Di Irak, AS membentuk pemerintahan Irak yang sering diklaim sebagai cerminan wakil rakyat hanya karena dipilih oleh Dewan Pemerintahan Irak. Ghazi al-Yawar menjadi presiden pertama Irak setelah berakhirnya era Saddam Hussein, sementara roda pemerintahan dijalankan perdana menteri Irak Iyad Allawi. Pemerintahan ‘demokratis’ ini kemudian menangkap, memenjara, membunuh, dan memerangi para pejuang Irak di Falluja, Najaf, dan daerah-daerah Irak lainnya. Dengan mengantongi legitimasi atas nama pemerintahan Irak, siapapun yang tidak sejalan dengan kepentingan penguasa Irak, yang sejatinya AS di belakangnya, dicap sebagai teroris, pengacau, atau pengganggu rekonstruksi (pembangunan) Irak; seakan-akan semua tindakan pemerintahan Ghazi dan Allawi saat ini adalah legal hanya karena klaim atas nama rakyat.
Pertanyaan mendasar yang perlu diajukan adalah : benarkah pemerintahan baru ini mencerminkan kehendak rakyat Irak. Benar memang, Ghazi al-Yawar dipilih oleh dewan pemerintahan Irak. Persoalannya, apakah dewan pemerintahan Irak ini dipilih oleh rakyat Irak? Kenyataannya, jelas tidak, karena yang membentuknya adalah AS. Sejauhmana pula pemilihan Ghazi dan Allawi ini lepas dari campur tangan AS?
Jadi, klaim atas nama rakyat untuk memerangi pihak yang menentang pendudukan AS jelas rapuh.
Hal yang sama bisa kita lihat di Chechnya. Terpilihnya Alu Alkhanov dengan kemenangan yang cukup besar (74%) menjadi legitimasi sendiri bagi Alkhanov. Tampak dari pernyataan pertama Alkhanov tentang pejuang Chechnya yang sering dituduh Rusia sebagai separatis, “Para ekstremis bisa saja membunuh dan membuat ledakan, namun tekad rakyat telah melemparkan mereka ke keranjang sampah sejarah.”
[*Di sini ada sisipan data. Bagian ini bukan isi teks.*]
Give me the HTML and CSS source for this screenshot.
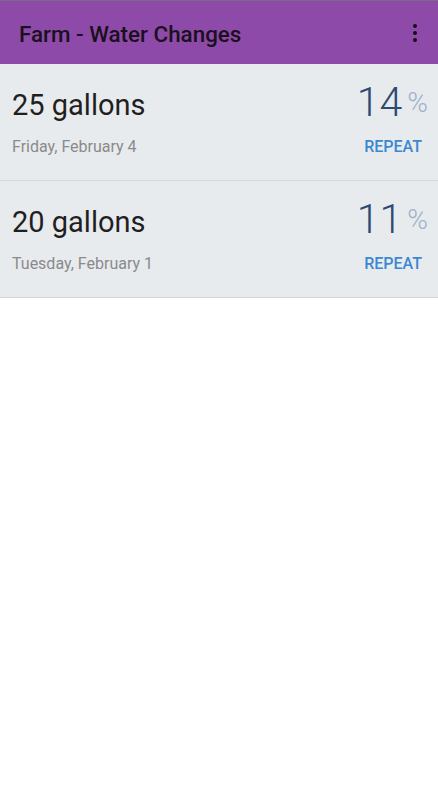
FILE: index.html
```html
<!DOCTYPE html>
<html>
<head>
<meta charset="utf-8">
<link rel="stylesheet" href="styles.css">
</head>
<body>
<div class="app">
  <header class="bar">
    <h1 class="title">Farm - Water Changes</h1>
    <div class="menu"><span></span><span></span><span></span></div>
  </header>
  <ul class="list">
    <li class="row">
      <div class="left">
        <div class="amount">25 gallons</div>
        <div class="date">Friday, February 4</div>
      </div>
      <div class="right">
        <div class="pct"><span class="num">14</span><span class="sym">%</span></div>
        <div class="repeat">REPEAT</div>
      </div>
    </li>
    <li class="row">
      <div class="left">
        <div class="amount">20 gallons</div>
        <div class="date">Tuesday, February 1</div>
      </div>
      <div class="right">
        <div class="pct"><span class="num">11</span><span class="sym">%</span></div>
        <div class="repeat">REPEAT</div>
      </div>
    </li>
  </ul>
</div>
</body>
</html>
```
FILE: styles.css
```css
html, body {
  margin: 0;
  padding: 0;
  background: #ffffff;
  font-family: Roboto, "Noto Sans", sans-serif;
}
.app {
  width: 438px;
}
.bar {
  height: 64px;
  background: #8e4aa8;
  border-top: 1px solid #7d6a86;
  box-sizing: border-box;
  display: flex;
  align-items: center;
  justify-content: space-between;
  padding: 0 19px 0 19px;
}
.title {
  margin: 0;
  font-size: 22.4px;
  font-weight: 500;
  color: #1a1020;
  line-height: 28px;
  padding-top: 2px;
}
.menu {
  display: flex;
  flex-direction: column;
  gap: 3px;
  margin-right: 2px;
}
.menu span {
  width: 4px;
  height: 4px;
  border-radius: 50%;
  background: #111;
}
.list {
  list-style: none;
  margin: 0;
  padding: 0;
}
.row {
  background: #e8ebee;
  border-bottom: 1px solid #d5d8db;
  height: 117px;
  box-sizing: border-box;
  display: flex;
  justify-content: space-between;
  padding: 0 16px 0 12px;
}
.left, .right {
  display: flex;
  flex-direction: column;
}
.right {
  align-items: flex-end;
}
.amount {
  font-size: 29px;
  color: #1f1f1f;
  margin-top: 23px;
  line-height: 36px;
}
.date {
  font-size: 16px;
  color: #8a8a8a;
  margin-top: 14px;
  line-height: 20px;
}
.pct {
  margin-top: 14px;
  margin-right: -6px;
  font-size: 41px;
  line-height: 48px;
  height: 48px;
}
.num {
  font-weight: 300;
  color: #2d4b70;
}
.sym {
  font-size: 28px;
  line-height: 1;
  font-weight: 300;
  color: #9db1c9;
  margin-left: 5px;
  position: relative;
  top: -4px;
}
.repeat {
  font-size: 16px;
  font-weight: 500;
  color: #3b88d2;
  margin-top: 11px;
  line-height: 20px;
}
```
Bisa kita pastikan, dengan klaim atas nama rakyat, Alkhanov akan memerangi pihak-pihak yang menentang Rusia di Chechnya. Semuanya akan menjadi legal, sebab dia terpilih ‘atas nama rakyat’; meskipun tentu saja, yang memerangi pejuang Chechnya bukanlah pasukan Alkhanov pasukan Rusia dengan persenjataan canggihnya. Kritikan bahwa pemilu ini curang pun pastilah diabaikan seiring dengan perjalanan waktu; termasuk sedikit yang peduli, siaoa sebenarnya Alkhanov, yang begitu setia kepada Rusia.
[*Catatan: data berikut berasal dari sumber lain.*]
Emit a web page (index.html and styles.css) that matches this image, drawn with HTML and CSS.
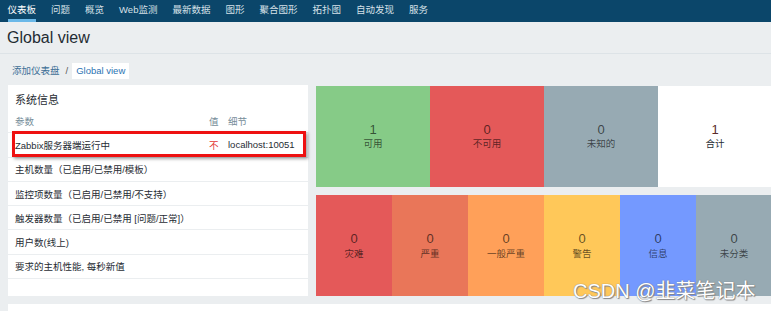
FILE: index.html
```html
<!DOCTYPE html>
<html lang="zh">
<head>
<meta charset="utf-8">
<title>Global view</title>
<link rel="stylesheet" href="styles.css">
</head>
<body>
<nav class="topnav">
  <a class="nav-item active">仪表板</a>
  <a class="nav-item">问题</a>
  <a class="nav-item">概览</a>
  <a class="nav-item">Web监测</a>
  <a class="nav-item">最新数据</a>
  <a class="nav-item">图形</a>
  <a class="nav-item">聚合图形</a>
  <a class="nav-item">拓扑图</a>
  <a class="nav-item">自动发现</a>
  <a class="nav-item">服务</a>
</nav>
<header class="page-title">
  <h1>Global view</h1>
</header>
<div class="breadcrumbs">
  <a class="crumb-link">添加仪表盘</a>
  <span class="crumb-sep">/</span>
  <span class="crumb-current">Global view</span>
</div>
<main class="dashboard">
  <section class="panel sysinfo">
    <div class="panel-head">系统信息</div>
    <div class="info-row info-headrow">
      <span class="c-param">参数</span><span class="c-val">值</span><span class="c-detail">细节</span>
    </div>
    <div class="info-row highlighted">
      <span class="c-param">Zabbix服务器端运行中</span><span class="c-val red">不</span><span class="c-detail">localhost:10051</span>
    </div>
    <div class="info-row"><span class="c-param">主机数量（已启用/已禁用/模板）</span></div>
    <div class="info-row"><span class="c-param">监控项数量（已启用/已禁用/不支持）</span></div>
    <div class="info-row"><span class="c-param">触发器数量（已启用/已禁用 [问题/正常]）</span></div>
    <div class="info-row"><span class="c-param">用户数(线上)</span></div>
    <div class="info-row"><span class="c-param">要求的主机性能, 每秒新值</span></div>
  </section>
  <section class="panel status host-status">
    <div class="cell green"><span class="num">1</span><span class="lbl">可用</span></div>
    <div class="cell red-bg"><span class="num">0</span><span class="lbl">不可用</span></div>
    <div class="cell grey"><span class="num">0</span><span class="lbl">未知的</span></div>
    <div class="cell white"><span class="num">1</span><span class="lbl">合计</span></div>
  </section>
  <section class="panel status problem-status">
    <div class="cell disaster"><span class="num">0</span><span class="lbl">灾难</span></div>
    <div class="cell high"><span class="num">0</span><span class="lbl">严重</span></div>
    <div class="cell average"><span class="num">0</span><span class="lbl">一般严重</span></div>
    <div class="cell warning"><span class="num">0</span><span class="lbl">警告</span></div>
    <div class="cell info"><span class="num">0</span><span class="lbl">信息</span></div>
    <div class="cell grey"><span class="num">0</span><span class="lbl">未分类</span></div>
  </section>
  <section class="panel next-panel"></section>
</main>
<div class="watermark">CSDN @韭菜笔记本</div>
</body>
</html>
```
FILE: styles.css
```css
html, body {
  margin: 0;
  padding: 0;
}
body {
  width: 771px;
  height: 311px;
  overflow: hidden;
  background: #ebeef0;
  font-family: "Liberation Sans", "Noto Sans CJK SC", sans-serif;
  color: #1f2c33;
  position: relative;
}
.topnav {
  height: 22px;
  background: #0b466a;
  display: flex;
  align-items: stretch;
  padding-left: 0;
}
.nav-item {
  margin: 0 7.5px;
  font-size: 9.5px;
  line-height: 19px;
  color: #d6e0e7;
  border-bottom: 3px solid transparent;
  white-space: nowrap;
}
.nav-item.active {
  color: #ffffff;
  border-bottom-color: #6ab8e8;
}
.page-title {
  height: 32px;
  box-sizing: border-box;
  border-bottom: 1px solid #dde3e7;
  padding: 0 7px;
  display: flex;
  align-items: center;
}
.page-title h1 {
  margin: 0;
  font-size: 16px;
  font-weight: normal;
  color: #1f2c33;
  line-height: 20px;
}
.breadcrumbs {
  height: 31px;
  padding: 9px 0 0 12px;
  box-sizing: border-box;
  display: flex;
  align-items: flex-start;
  font-size: 9.5px;
}
.crumb-link {
  color: #3e6f97;
  line-height: 16px;
}
.crumb-sep {
  color: #555;
  margin: 0 4px 0 6px;
  line-height: 16px;
}
.crumb-current {
  background: #ffffff;
  color: #2b73b3;
  padding: 0 4px;
  line-height: 16px;
}
.dashboard {
  display: grid;
  grid-template-columns: 300px 456px;
  grid-template-rows: 102px 101px;
  column-gap: 8px;
  row-gap: 8px;
  padding-left: 8px;
}
.panel {
  background: #ffffff;
}
.sysinfo {
  grid-row: 1 / 3;
  position: relative;
}
.host-status {
  grid-column: 2;
  grid-row: 1;
  margin-top: 1px;
}
.problem-status {
  grid-column: 2;
  grid-row: 2;
}
.next-panel {
  grid-column: 1 / 3;
  height: 20px;
}
.panel-head {
  height: 24px;
  box-sizing: border-box;
  padding: 8px 7px 0;
  font-size: 11px;
  line-height: 14px;
  color: #1f2c33;
}
.info-row {
  height: 24.3px;
  box-sizing: border-box;
  border-bottom: 1px solid #ebeef0;
  display: flex;
  align-items: center;
  padding: 0 7px;
  font-size: 9.5px;
  white-space: nowrap;
  position: relative;
}
.info-headrow {
  color: #768d99;
}
.c-param {
  width: 194px;
}
.c-val {
  width: 19px;
}
.c-detail {
  flex: 1;
}
.red {
  color: #e33734;
}
.highlighted::after {
  content: "";
  position: absolute;
  left: 4px;
  top: -2px;
  width: 288px;
  height: 20px;
  border: 3px solid #ee1111;
  box-shadow: 2px 2px 3px rgba(0, 0, 0, 0.35);
}
.status {
  display: flex;
}
.cell {
  flex: 1;
  display: flex;
  flex-direction: column;
  align-items: center;
  justify-content: center;
  color: rgba(0, 0, 0, 0.62);
}
.num {
  font-size: 13px;
  line-height: 14px;
}
.lbl {
  font-size: 9.5px;
  line-height: 13px;
}
.problem-status .num {
  line-height: 16px;
}
.green { background: #86cb87; }
.red-bg { background: #e45959; }
.grey { background: #97aab3; }
.white { background: #ffffff; color: #1f2c33; }
.white .num { color: #5a2a2a; }
.disaster { background: #e45959; }
.high { background: #e97659; }
.average { background: #ffa059; }
.warning { background: #ffc859; }
.info { background: #7499ff; }
.watermark {
  position: absolute;
  left: 573px;
  top: 279px;
  font-size: 20px;
  line-height: 24px;
  color: #ffffff;
  text-shadow: 0 0 1px #666, 1px 1px 1px #888;
  white-space: nowrap;
}
```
Pemilu yang diklaim paling demokratis juga akan diadakan di Afghanistan untuk memilih wakil rakyat dan pemerintahan ‘atas nama rakyat’. Rencana pemilu pertama pasca pemerintahan Taliban ini telah diadakan. Hamid Karzai yang didukung AS diduga kuat akan memenangkan pemilu ini. Melihat kasus Irak dan Chechnya, pemilu Afghanistan juga bisa bernasib sama. Pemilu hanya digunakan untuk kepentingan penjajah dan elit politik yang berkerjasama dengan penjajah. Dengan klaim atas nama rakyat pada akhirnya segala tindakan pemerintah boneka asing ini menjadi legal meskipun untuk memerangi rakyatnya sendiri.
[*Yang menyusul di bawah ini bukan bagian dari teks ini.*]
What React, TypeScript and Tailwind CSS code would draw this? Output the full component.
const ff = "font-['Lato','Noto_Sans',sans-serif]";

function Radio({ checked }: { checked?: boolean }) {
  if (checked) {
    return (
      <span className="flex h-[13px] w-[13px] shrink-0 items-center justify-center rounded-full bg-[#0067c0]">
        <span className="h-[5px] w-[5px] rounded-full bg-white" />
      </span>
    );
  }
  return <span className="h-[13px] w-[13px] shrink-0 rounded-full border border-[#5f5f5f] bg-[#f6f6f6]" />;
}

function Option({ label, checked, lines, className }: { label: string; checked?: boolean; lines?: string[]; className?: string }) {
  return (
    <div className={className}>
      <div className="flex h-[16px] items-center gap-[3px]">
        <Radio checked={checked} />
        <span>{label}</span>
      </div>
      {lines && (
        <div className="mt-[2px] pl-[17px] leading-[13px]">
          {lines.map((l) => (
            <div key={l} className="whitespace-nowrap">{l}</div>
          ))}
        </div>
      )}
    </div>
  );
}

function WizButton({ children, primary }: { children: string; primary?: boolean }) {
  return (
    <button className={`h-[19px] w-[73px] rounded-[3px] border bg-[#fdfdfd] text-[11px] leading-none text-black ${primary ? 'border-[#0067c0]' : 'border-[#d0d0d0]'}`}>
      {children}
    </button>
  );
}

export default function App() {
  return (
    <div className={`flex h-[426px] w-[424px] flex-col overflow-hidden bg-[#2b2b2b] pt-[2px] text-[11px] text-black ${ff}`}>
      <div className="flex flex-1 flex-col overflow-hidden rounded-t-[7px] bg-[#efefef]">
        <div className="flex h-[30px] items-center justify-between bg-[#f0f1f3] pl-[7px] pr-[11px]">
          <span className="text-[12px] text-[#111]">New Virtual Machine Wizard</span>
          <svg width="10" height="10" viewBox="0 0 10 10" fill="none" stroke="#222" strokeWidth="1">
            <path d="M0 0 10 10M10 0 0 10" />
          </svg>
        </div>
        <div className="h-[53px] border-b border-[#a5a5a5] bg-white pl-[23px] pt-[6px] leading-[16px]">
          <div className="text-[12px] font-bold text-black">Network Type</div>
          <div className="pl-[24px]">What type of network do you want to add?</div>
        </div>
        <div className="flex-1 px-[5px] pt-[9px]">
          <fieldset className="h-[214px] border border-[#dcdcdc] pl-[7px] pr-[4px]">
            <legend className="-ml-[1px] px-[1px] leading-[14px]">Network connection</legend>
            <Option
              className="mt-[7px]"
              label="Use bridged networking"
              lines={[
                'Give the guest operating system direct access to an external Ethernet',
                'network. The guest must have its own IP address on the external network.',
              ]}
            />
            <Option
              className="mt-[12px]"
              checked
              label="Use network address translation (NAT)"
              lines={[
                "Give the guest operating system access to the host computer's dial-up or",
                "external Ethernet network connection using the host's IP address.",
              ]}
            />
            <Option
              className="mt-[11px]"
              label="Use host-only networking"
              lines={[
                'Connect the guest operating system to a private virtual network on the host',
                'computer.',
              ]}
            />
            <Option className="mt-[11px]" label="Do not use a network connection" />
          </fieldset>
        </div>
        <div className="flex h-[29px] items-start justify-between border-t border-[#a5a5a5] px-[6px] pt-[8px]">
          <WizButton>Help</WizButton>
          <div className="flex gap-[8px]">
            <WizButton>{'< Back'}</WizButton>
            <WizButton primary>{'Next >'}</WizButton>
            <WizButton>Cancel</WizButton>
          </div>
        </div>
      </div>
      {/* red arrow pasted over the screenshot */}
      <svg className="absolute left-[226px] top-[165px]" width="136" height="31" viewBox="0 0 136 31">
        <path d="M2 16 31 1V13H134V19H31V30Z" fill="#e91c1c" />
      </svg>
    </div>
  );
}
Walhasil, demokrasi di Dunia Islam pada akhirnya tidak lebih merupakan alat bagi kepentingan Negara-negara penjajah seperti Rusia dan AS.
Tentu tidak ada yang menginginkan pemerintah yang dibentuk lewat pemilu 2004 di Indonesia juga menjadi pembunuh rakyat atas nama demokrasi. Dengan mengantongi ‘legitimasi’ yang besar dari rakyat, karena dipilih langsung oleh rakyat, sangat mungkin pemerintah akan melegitimasi kebijakannya atas nama rakyat, meskipun tindakan tersebut bertentangan dengan kepentingan rakyat. Membunuh rakyat bukan berarti harus menembakkan peluru dan menjatuhkan bom di tengah-tengah rakyat, seperti yang terjadi di Irak, Afghanistan, dan Chechnya; tetapi bisa lewat kebijakan ekonomi yang menyengsarakan rakyat. Menaikkan BBM dan tariff listrik atau membiarkan rakyat sakit karena biaya pengobatan dan rumah sakit yang mahal juga dapat membunuh rakyat.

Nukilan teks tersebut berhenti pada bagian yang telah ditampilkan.